Wednesday, September 07, 2005

sorry henry

The 7th already – library books due today. I am returning the Bostonians unfinished. I tried but it was boring me to tears. I guess I’m not sophisticated enough for Henry? Silk purse, sow’s ear - C’est La vive. Back to monsters crawling out of sewers. Well it isn’t totally my fault – every evening that I tried to pick it up, I had two excited daughters who wanted to talk about the coming school year and their friends and clothes and what this one said about that one – I did try to read this book. I waited til they were ready for bed, when they were in their rooms, when I thought it was safe to crawl into my own bed with book in hand, arrange my two pillows against the head board for extra comfort and then open the book to the page where I had last left Olive and Verna and the crew. However, by about the third paragraph each evening, I would hear a soft knock on my bedroom door.

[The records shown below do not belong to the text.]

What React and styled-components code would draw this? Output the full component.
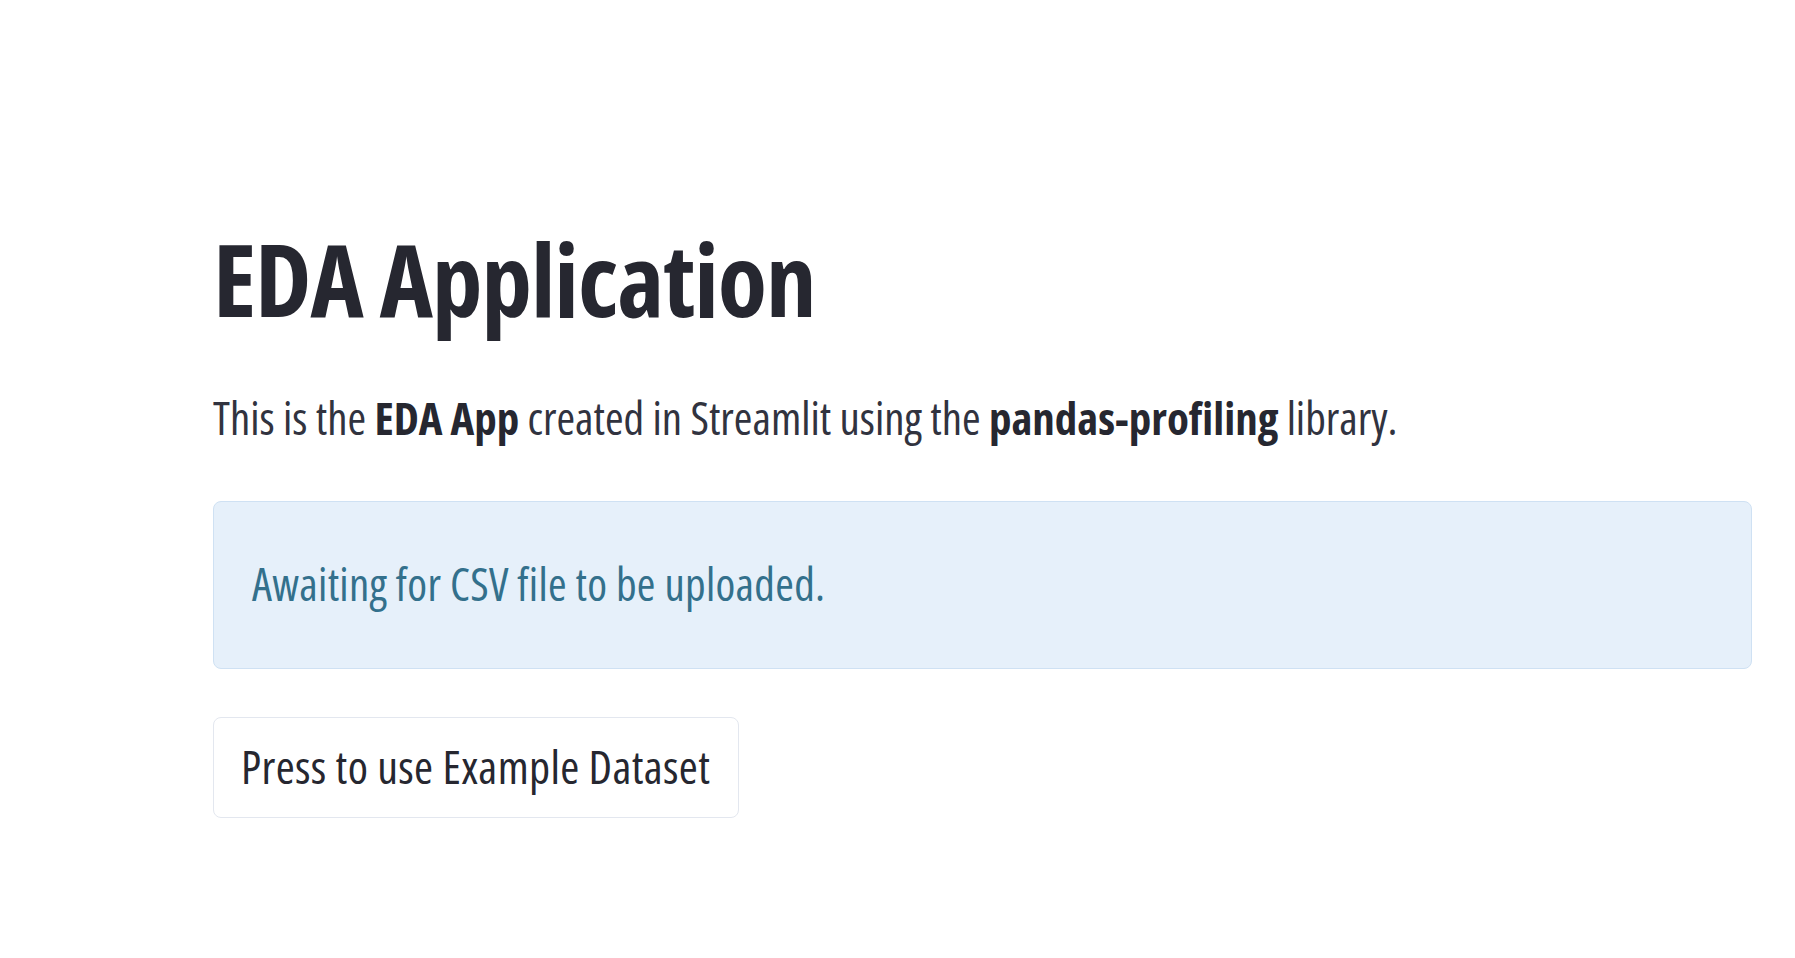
import React from "react";
import styled, { createGlobalStyle } from "styled-components";

const GlobalStyle = createGlobalStyle`
  html, body { margin: 0; padding: 0; background: #ffffff; }
  body {
    font-family: "Open Sans", "Roboto", sans-serif;
    font-stretch: 75%;
    color: #262730;
  }
  * { box-sizing: border-box; }
`;

const Main = styled.main`
  display: flex;
  flex-direction: column;
  align-items: flex-start;
  padding: 218px 43px 0 213px;
`;

const Title = styled.h1`
  margin: 0;
  font-size: 101px;
  line-height: 121px;
  font-weight: 700;
  letter-spacing: -1px;
  color: #262730;
`;

const Paragraph = styled.p`
  margin: 43px 0 0 0;
  font-size: 45px;
  line-height: 72px;
  font-weight: 400;
  color: #31333f;
  white-space: nowrap;

  strong {
    font-weight: 700;
    color: #262730;
  }
`;

const Alert = styled.div`
  align-self: stretch;
  margin-top: 47px;
  padding: 46px 38px 48px;
  background: #e6f0fa;
  border: 1px solid #cfe1f3;
  border-radius: 8px;
  font-size: 45px;
  line-height: 72px;
  letter-spacing: 0.3px;
  color: #33708c;
`;

const Button = styled.button`
  margin-top: 48px;
  padding: 12px 28px 15px 27px;
  background: #ffffff;
  border: 1px solid #e3e7ef;
  border-radius: 8px;
  font-family: inherit;
  font-stretch: 75%;
  font-size: 46px;
  line-height: 72px;
  letter-spacing: 0.37px;
  color: #262730;
  cursor: pointer;
`;

export default function App() {
  return (
    <>
      <GlobalStyle />
      <Main>
        <Title>EDA Application</Title>
        <Paragraph>
          This is the <strong>EDA App</strong> created in Streamlit using the{" "}
          <strong>pandas-profiling</strong> library.
        </Paragraph>
        <Alert>Awaiting for CSV file to be uploaded.</Alert>
        <Button type="button">Press to use Example Dataset</Button>
      </Main>
    </>
  );
}
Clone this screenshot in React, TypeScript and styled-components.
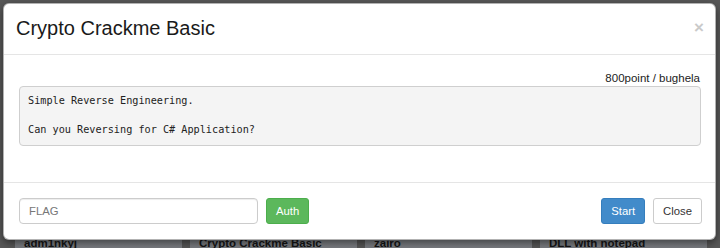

And before I could even utter the words, come in, my two very long daughters would first fling and then stretch themselves across my bed wanting to talk the night away. Greg would usually be in the basement office at the computer and I would make attempts to regain my solitude by asking both of them pleasantly about a half a dozen times, “can we talk in the morning? I just want to read a little.”
But they would continue on from one story to the next, finding great humor in every little situation they were describing until Henry’s masterpiece had to be once again closed and set atop the radiator beneath my window. Reading glasses folded and placed on top of it. It was just unable to compete with these two emerging and truly remarkable butterflies that settled on my top sheets every evening for the past two weeks.